Having investigated labor abuses in the glove sector and others for many years, he added, "I personally don't think that these companies are doing it out of genuine care and concern for the migrant workers."
Andy Hall, another labor rights advocate, said the U.S. sanctions are "translating into real impact and real money into workers' pockets in remediation and remedy, which is really important."
One Top Glove worker, from Bangladesh, told VOA that his first monthly installment from the company's repayment program showed up on his August pay slip, sliding straight into his bank account.

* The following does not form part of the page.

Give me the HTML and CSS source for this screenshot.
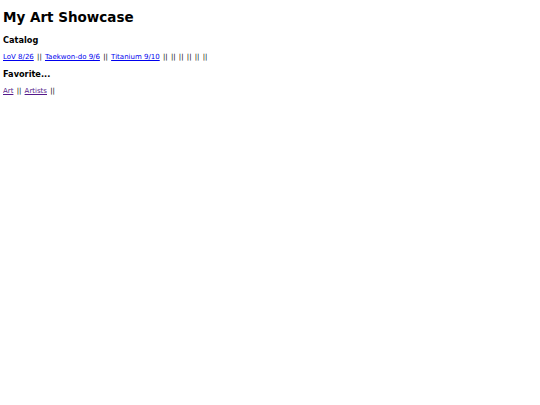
FILE: index.html
```html
<!DOCTYPE html>
<html>
<head>
<meta charset="utf-8">
<link rel="stylesheet" href="styles.css">
</head>
<body>
<h1 class="title">My Art Showcase</h1>
<h2 class="section">Catalog</h2>
<p class="links"><a class="new" href="#lov">LoV 8/26</a> || <a class="new" href="#tkd">Taekwon-do 9/6</a> || <a class="new" href="#ti">Titanium 9/10</a> || || || || || ||</p>
<h2 class="section">Favorite...</h2>
<p class="links"><a class="seen" href="#art">Art</a> || <a class="seen" href="#artists">Artists</a> ||</p>
</body>
</html>
```
FILE: styles.css
```css
body {
  margin: 3px;
  font-family: "DejaVu Sans", sans-serif;
  color: #000;
  background: #fff;
}
.title {
  font-size: 13.5px;
  font-weight: bold;
  line-height: 16px;
  margin: 6px 0 10px 0;
}
.section {
  font-size: 8.2px;
  font-weight: bold;
  line-height: 10px;
  margin: 0 0 7px 0;
}
.links {
  font-size: 7px;
  word-spacing: 1px;
  line-height: 10px;
  margin: 0 0 7px 0;
  color: #000;
}
.links a {
  word-spacing: 0;
}
.new { color: #0000ee; }
.seen { color: #551a8b; }
```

He said all Top Glove workers from Bangladesh have been promised 12 monthly installments totaling about $4,900, roughly what most of them paid recruiters to find them work in Malaysia.
The glove companies have shared few details about their reimbursement plans, but the payment pledges seem to match the average recruitment fees migrant workers from each country have paid, although some may have paid more or less. The Top Glove employee said coworkers from Nepal have been promised about $1,200, roughly what most of them claim to have paid recruiters themselves.

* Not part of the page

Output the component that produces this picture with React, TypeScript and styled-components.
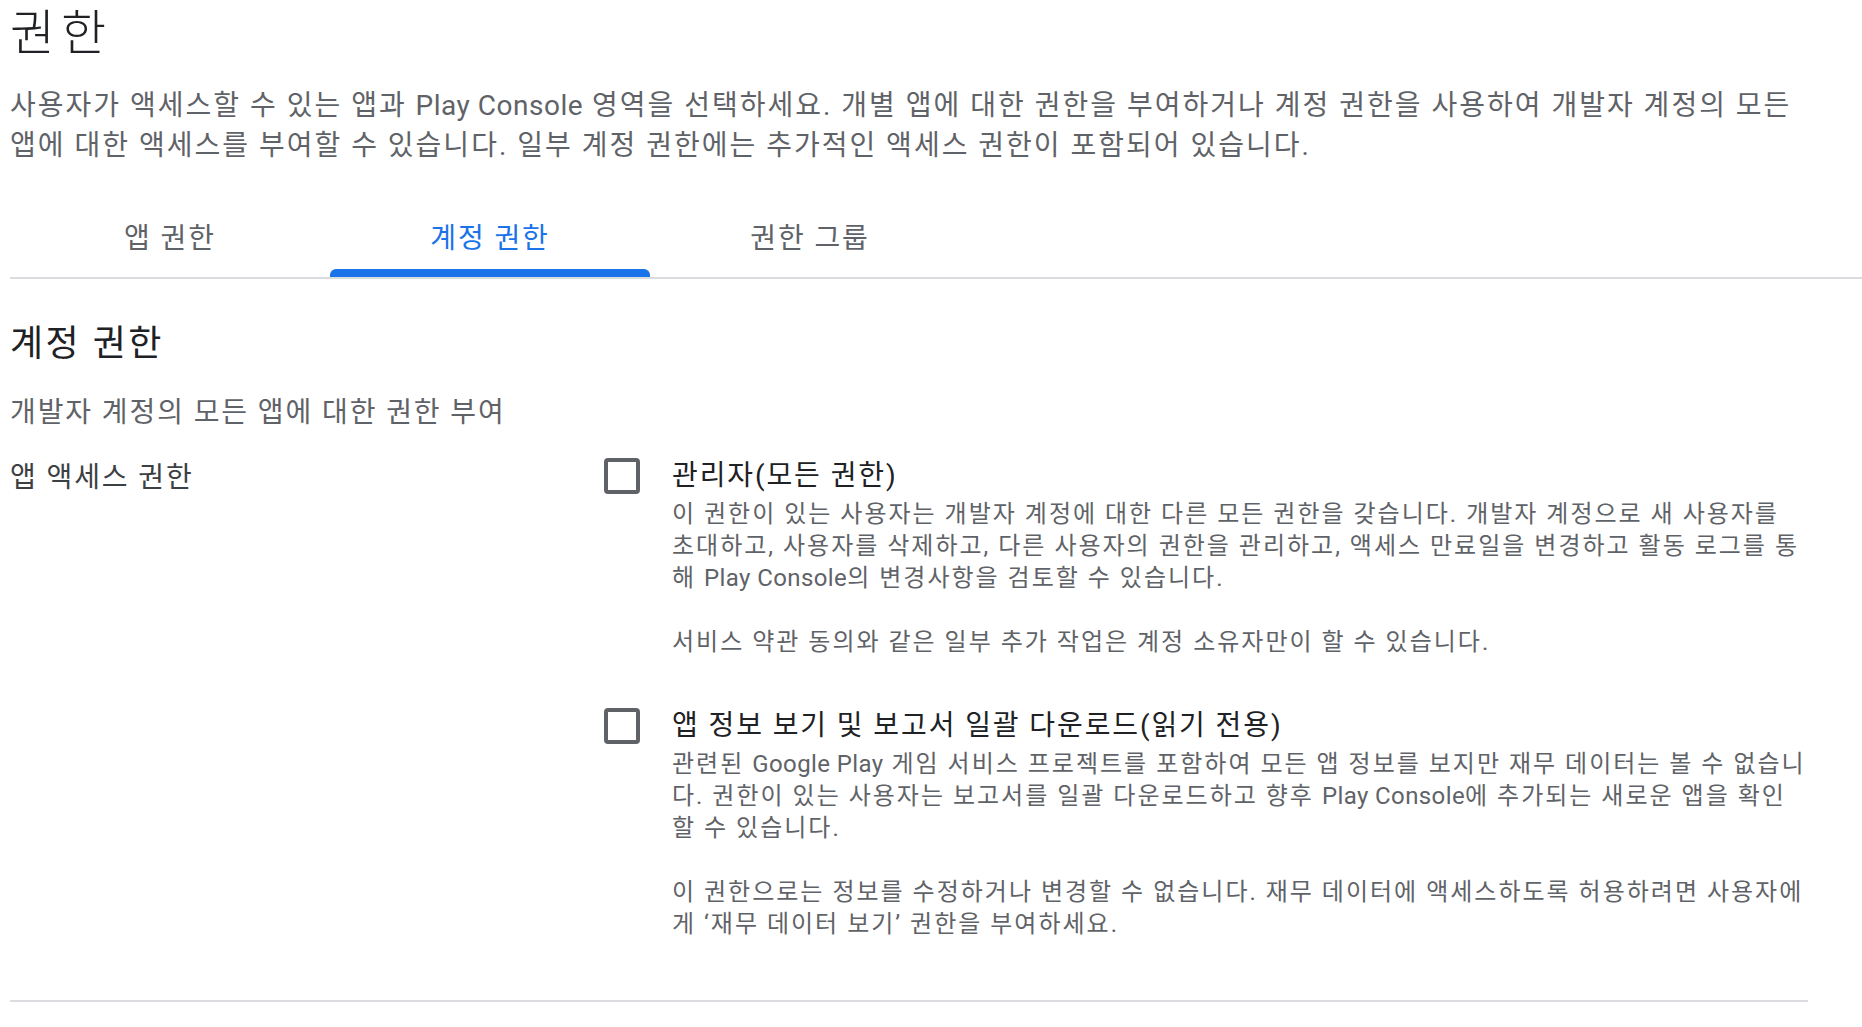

"Everyone [is] really happy getting this money," said the worker, an electrician, who spoke on condition of anonymity for fear of reprisal from the company for speaking to the media without permission.
Coming from Bangladesh, he said he poured all his savings into covering half the recruitment fee up front. He borrowed the rest and spent his first two years at Top Glove paying the loan off.

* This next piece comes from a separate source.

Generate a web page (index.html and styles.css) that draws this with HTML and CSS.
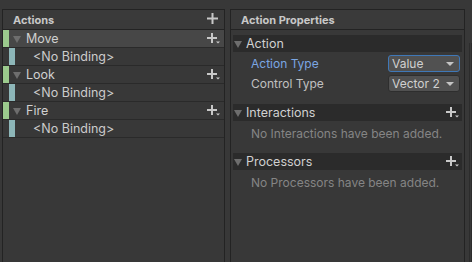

With the money now pouring back, he plans to spend it on a new, two-story house he and his brother are building back home for them and their parents.
"I feel really great about this. You know I [was] shocked when I heard that TG would pay us back," he said.
Real reform
Labor rights groups, though, say it's tough to judge just how much impact the U.S. import bans are having without more details on how and why the sanctions are being applied and lifted. U.S. Customs and Border Protection won't reveal the evidence of forced labor it uses to sanction companies. When the agency lifted the import ban on WRP in March, it said the company had cleaned up its labor practices but refused to provide specifics.
The U.S. law that makes the sanctions possible "really does have the potential to be one of the strongest pieces of law that can punish corporations or discourage them from profiting from forced labor in their supply chains," said Esmeralda Lopez, legal and policy director for the International Labor Rights Forum, based in Washington.
"But in terms of their effectiveness, we think that without increased transparency as to CBP's enforcement and how that's being done and how many times they are in fact stopping imports and ... the amount, the number, the financial impact, it's really difficult to assess," she added.
Asked about the critique, the agency told VOA it was barred by law from disclosing confidential business information and any other details that were "law enforcement sensitive" or could compromise current investigations.
Advocates also say that targeted U.S. import bans are far from enough to comprehensively address debt bondage in Malaysia, which may be hosting more than 3 million migrant workers, according to the World Bank, many of them undocumented. Each withholds release order can take a year or more of investigation and, by their nature, can only be applied to companies that export to the U.S.
Pereira said debt bondage remains rife in other sectors besides glove-making that also lean heavily on migrant workers, including garments and agriculture, and will only be rooted out among companies and recruiters with a degree of government oversight and enforcement that he believes is still lacking.
He said private-sector payback programs by companies facing or fearing U.S. sanctions were a help, but no substitute for thorough government-led reform.
"It's good," Pereira said, "but it's not a replacement."
The Malaysian Human Resources Ministry and its Labor Department did not reply to multiple requests for an interview.